Jay Rayner in The Observer reviews Angkor Soul, Stockport, one of a tiny number of Cambodian restaurants in the UK…

“Sweetly understated… vivid, extremely fresh Cambodian home cooking… summer rolls, the translucent rice paper skins wrapped around bulky king prawns, with minced pork… alongside a sweet-sour dipping sauce… soft pockets of loveliness which make you feel virtuous and clever for having decided to order them.

“Crisp-shelled chicken wings, under a powerful, chilli-spiked sweet-savoury glaze, are a six-napkin job… sandwiches which, in the Vietnamese style, are enclosed in baguettes… vehicles for flavour bombs… steak in a powerful lemongrass paste … the sort of sandwich you want the makings for at home, on standby for emergencies, because it will make most things better.

“An order of Cambodian mee noodles brings one of those spiced broths you could get lost in… a little diamond in Marple.”

Fay Maschler in the Evening Standard, heads to Serge et la Phoque at Fitzrovia’s new Mandrake hotel.
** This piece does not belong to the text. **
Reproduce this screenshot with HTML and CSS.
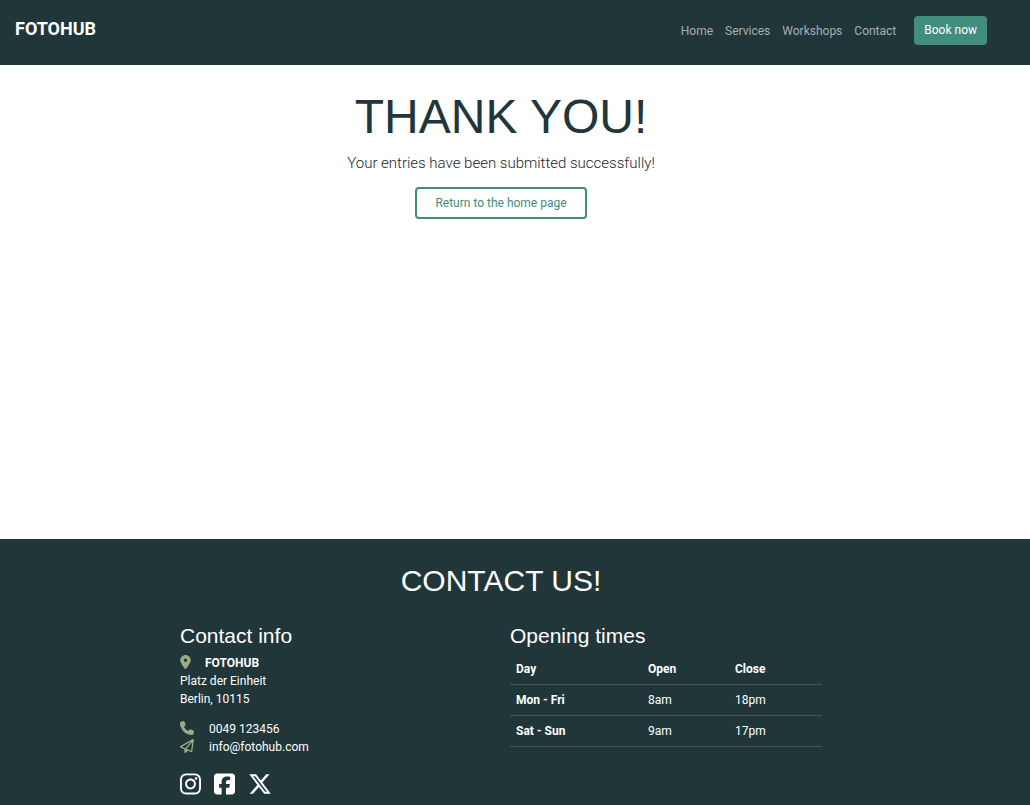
FILE: index.html
```html
<!DOCTYPE html>
<html lang="en">
<head>
<meta charset="utf-8">
<meta name="viewport" content="width=device-width, initial-scale=1">
<title>FOTOHUB</title>
<link rel="stylesheet" href="styles.css">
</head>
<body>
<header class="site-header">
  <a class="brand" href="#">FOTOHUB</a>
  <nav class="site-nav">
    <a class="nav-link" href="#">Home</a>
    <a class="nav-link" href="#">Services</a>
    <a class="nav-link" href="#">Workshops</a>
    <a class="nav-link" href="#contact">Contact</a>
    <button class="book-button" type="button">Book now</button>
  </nav>
</header>
<main class="thanks">
  <h1 class="thanks-title">THANK YOU!</h1>
  <p class="thanks-text">Your entries have been submitted successfully!</p>
  <a class="home-button" href="#">Return to the home page</a>
</main>
<footer class="site-footer" id="contact">
  <h2 class="footer-title">CONTACT US!</h2>
  <div class="footer-columns">
    <section class="contact">
      <h3 class="column-title">Contact info</h3>
      <address class="address">
        <div class="name-row"><svg class="icon pin" viewBox="0 0 384 512" aria-hidden="true"><path d="M215.7 499.2C267 435 384 279.4 384 192C384 86 298 0 192 0S0 86 0 192c0 87.4 117 243 168.3 307.2c12.3 15.3 35.1 15.3 47.4 0zM192 128a64 64 0 1 1 0 128 64 64 0 1 1 0-128z"/></svg><strong>FOTOHUB</strong></div>
        <div>Platz der Einheit</div>
        <div>Berlin, 10115</div>
      </address>
      <div class="contact-row"><svg class="icon" viewBox="0 0 512 512" aria-hidden="true"><path d="M164.9 24.6c-7.7-18.6-28-28.5-47.4-23.2l-88 24C12.1 30.2 0 46 0 64C0 311.4 200.6 512 448 512c18 0 33.8-12.1 38.6-29.5l24-88c5.3-19.4-4.6-39.7-23.2-47.4l-96-40c-16.3-6.8-35.2-2.1-46.3 11.6L304.7 368C234.3 334.7 177.3 277.7 144 207.3L193.3 167c13.7-11.2 18.4-30 11.6-46.3l-40-96z"/></svg><a href="tel:0049123456">0049 123456</a></div>
      <div class="contact-row"><svg class="icon" viewBox="0 0 512 512" aria-hidden="true"><path d="M16.1 260.2c-22.6 12.9-20.5 47.3 3.6 57.3L160 376V479.3c0 18.1 14.6 32.7 32.7 32.7c9.7 0 18.9-4.3 25.1-11.8l62-74.3 123.9 51.6c18.9 7.9 40.8-4.5 43.9-24.7l64-416c1.9-12.1-3.4-24.3-13.5-31.2s-23.3-7.5-34-1.4l-448 256zm52.1 25.5L409.7 90.6 190.1 336l1.2 1L68.2 285.7zM403.3 425.4L236.7 355.9 450.8 116.6 403.3 425.4z"/></svg><a href="mailto:info@fotohub.com">info@fotohub.com</a></div>
      <div class="socials">
        <a class="social" href="#" aria-label="Instagram"><svg class="social-icon" viewBox="0 0 448 512"><path d="M224.1 141c-63.6 0-114.9 51.3-114.9 114.9s51.3 114.9 114.9 114.9S339 319.5 339 255.9 287.7 141 224.1 141zm0 189.6c-41.1 0-74.7-33.5-74.7-74.7s33.5-74.7 74.7-74.7 74.7 33.5 74.7 74.7-33.6 74.7-74.7 74.7zm146.4-194.3c0 14.9-12 26.8-26.8 26.8-14.9 0-26.8-12-26.8-26.8s12-26.8 26.8-26.8 26.8 12 26.8 26.8zm76.1 27.2c-1.7-35.9-9.9-67.7-36.2-93.9-26.2-26.2-58-34.4-93.9-36.2-37-2.1-147.9-2.1-184.9 0-35.8 1.7-67.6 9.9-93.9 36.1s-34.4 58-36.2 93.9c-2.1 37-2.1 147.9 0 184.9 1.7 35.9 9.9 67.7 36.2 93.9s58 34.4 93.9 36.2c37 2.1 147.9 2.1 184.9 0 35.9-1.7 67.7-9.9 93.9-36.2 26.2-26.2 34.4-58 36.2-93.9 2.1-37 2.1-147.8 0-184.8zM398.8 388c-7.8 19.6-22.9 34.7-42.6 42.6-29.5 11.7-99.5 9-132.1 9s-102.7 2.6-132.1-9c-19.6-7.8-34.7-22.9-42.6-42.6-11.7-29.5-9-99.5-9-132.1s-2.6-102.7 9-132.1c7.8-19.6 22.9-34.7 42.6-42.6 29.5-11.7 99.5-9 132.1-9s102.7-2.6 132.1 9c19.6 7.8 34.7 22.9 42.6 42.6 11.7 29.5 9 99.5 9 132.1s2.7 102.7-9 132.1z"/></svg></a>
        <a class="social" href="#" aria-label="Facebook"><svg class="social-icon" viewBox="0 0 448 512"><path d="M64 32C28.7 32 0 60.7 0 96V416c0 35.3 28.7 64 64 64h98.2V334.2H109.4V256h52.8V222.3c0-87.1 39.4-127.5 125-127.5c16.2 0 44.2 3.2 55.7 6.4V172c-6-.6-16.5-1-29.6-1c-42 0-58.2 15.9-58.2 57.2V256h83.6l-14.4 78.2H255V480H384c35.3 0 64-28.7 64-64V96c0-35.3-28.7-64-64-64H64z"/></svg></a>
        <a class="social" href="#" aria-label="X"><svg class="social-icon wide" viewBox="0 0 512 512"><path d="M389.2 48h70.6L305.6 224.2 487 464H345L233.7 318.6 106.5 464H35.8L200.7 275.5 26.8 48H172.4L272.9 180.9 389.2 48zM364.4 421.8h39.1L151.1 88h-42L364.4 421.8z"/></svg></a>
      </div>
    </section>
    <section class="opening">
      <h3 class="column-title">Opening times</h3>
      <table class="hours">
        <thead><tr><th class="day" scope="col">Day</th><th class="open" scope="col">Open</th><th scope="col">Close</th></tr></thead>
        <tbody>
          <tr><th scope="row">Mon - Fri</th><td>8am</td><td>18pm</td></tr>
          <tr><th scope="row">Sat - Sun</th><td>9am</td><td>17pm</td></tr>
        </tbody>
      </table>
    </section>
  </div>
</footer>
</body>
</html>
```

FILE: styles.css
```css
* { box-sizing: border-box; }

body {
  display: flex;
  flex-direction: column;
  min-height: 100vh;
  margin: 0;
  background: #fff;
  color: #212529;
  font: 400 12px/18px Roboto, sans-serif;
}

h1, h2, h3, p { margin: 0; }
a { color: inherit; text-decoration: none; }
svg { display: block; fill: currentColor; }

.site-header {
  display: flex;
  align-items: flex-start;
  justify-content: space-between;
  padding: 16px 43px 20px 15px;
  background: #203639;
}

.brand {
  color: #fff;
  font-size: 18px;
  font-weight: 700;
  line-height: 26px;
}

.site-nav {
  display: flex;
  align-items: center;
  gap: 12px;
}

.nav-link { color: #a6afb0; }

.book-button {
  margin-left: 6px;
  padding: 5px 10px 6px;
  border: 0;
  border-radius: 4px;
  background: #418d7e;
  color: #fff;
  font: inherit;
}

.thanks {
  display: flex;
  flex: 1;
  flex-direction: column;
  align-items: center;
  padding: 24px 28px 24px 0;
}

.thanks-title {
  color: #203639;
  font: 400 48px/56px "Liberation Sans", Arial, sans-serif;
}

.thanks-text {
  margin-top: 6px;
  font-size: 15px;
  font-weight: 300;
  line-height: 24px;
}

.home-button {
  margin-top: 12px;
  padding: 5px 18px;
  border: 2px solid #418d7e;
  border-radius: 4px;
  color: #418d7e;
}

.site-footer {
  padding: 24px 28px 9px 0;
  background: #203639;
  color: #fff;
}

.footer-title {
  font: 400 30px/36px "Liberation Sans", Arial, sans-serif;
  text-align: center;
}

.footer-columns {
  display: grid;
  grid-template-columns: 1fr 1fr;
  gap: 18px;
  max-width: 642px;
  margin: 25px auto 0;
}

.column-title {
  font: 400 21px/24px "Liberation Sans", Arial, sans-serif;
}

.address {
  margin: 6px 0 12px;
  font-style: normal;
}

.name-row,
.contact-row {
  display: flex;
  align-items: flex-start;
  gap: 14px;
}

.contact-row { gap: 15px; }

.icon {
  width: 14px;
  height: 14px;
  margin-top: 1px;
  color: #9cab84;
}

.pin { width: 11px; }

.socials {
  display: flex;
  gap: 13px;
  margin-top: 16px;
}

.social-icon {
  width: 21px;
  height: 24px;
}

.social-icon.wide { width: 24px; }

.hours {
  width: 100%;
  margin-top: 6px;
  border-collapse: collapse;
  text-align: left;
}

.hours th,
.hours td {
  padding: 6px;
  border-bottom: 1px solid #4f4e54;
}

.day { width: 132px; }
.open { width: 87px; }
```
The restaurant is an import from Hong Kong, although the food has Mediterranean roots, courtesy of Charles Pelletier and Frédéric Peneau…

“The original Serge et le Phoque opened in Wan Chai Market in Hong Kong four years ago. One of several things that impresses on the restfully short menu is the relatively modest price of dishes. No national style of cuisine dominates, which you might say is quintessential London. Mediterranean is actually the neatest catch-all category but well-defined: nothing extraneous added, no ingredient not pulling its weight.

” Pigeon vivaciously roasted and helpfully carved sits on a bed of arroz negro made more emphatic with black pudding… gazpacho to which pieces of peach and skeins of burrata lend a hand is much liked. Not everything sings. There is heavy-handedness with pasta.”

Grace Dent in the Evening Standard, gives a rare 10/10 to Mexican chef Martha Oritz’s first London venture Ella Canta (she sings), which opened at the Intercontinental Park Lane last month…

“I reserved excitement about iconic Mexican chef Martha Ortiz taking over a space in the InterContinental Hotel Park Lane… a loveless carbuncle on a roundabout.

“A Frida Kahlo cacti-strewn dreamscape… nacionalista guacamole topped with a gold-embossed grasshopper… vampiro sea bass ceviche in a mango-sangrita sorbet was wonderful, zingy and welcomely non-stingy… a dashing, bearded man in braces appeared carrying a tray of various tequlias, mezcals and salted orange segments… nopal cactus salad, shouting with citrus, was highly decent… corn and huitlacoche cake with a chamomile mystic sauce.

“I don’t know who I am any more and I blame Martha Ortiz.”


Michael Deacon in The Telegraph reviews The Lampery in London’s Square Mile (named for Samuel Pepys and his fondness for Lampery Pye), but finds it’s “not the jostling, mead-sodden 17th-century tavern I’d expected”…

Kathryn Flett in The Telegraph reviews The Plough, near Faversham…

“There is, clearly, commendable ambition and energy being expended to ensure that this particular Plough does not rust. The modern rural Plough has a tricky balance to maintain… all smacked of a kitchen that could cook but may have been understaffed.”


And Tom Parker Bowles in The Daily Mail finds a proper pub in The Dering Arms in Pluckley, Kent…

“Reassuringly solid flagstone floor, stuffed pheasants, mounted antlers, whirring clocks and sporting prints… the sort of pub in which time doesn’t so much fly as saunter and stroll… a proper pub, with locals wandering in and out for a pint, a sandwich, a gossip and chat.

“The cooking here is old-fashioned hearty, and blessedly free from any modern affectation. Sussex smokies are blanketed in …cheesy, creamy mustard-spiked goo, bubbling and blistered brown by the grill. The bowl is polished clean by wads of good bread… there are a couple of piscine mishaps. But somehow, it doesn’t seem to matter.

“This is generous, well-priced country pub cooking with occasional flashes of inspiration.”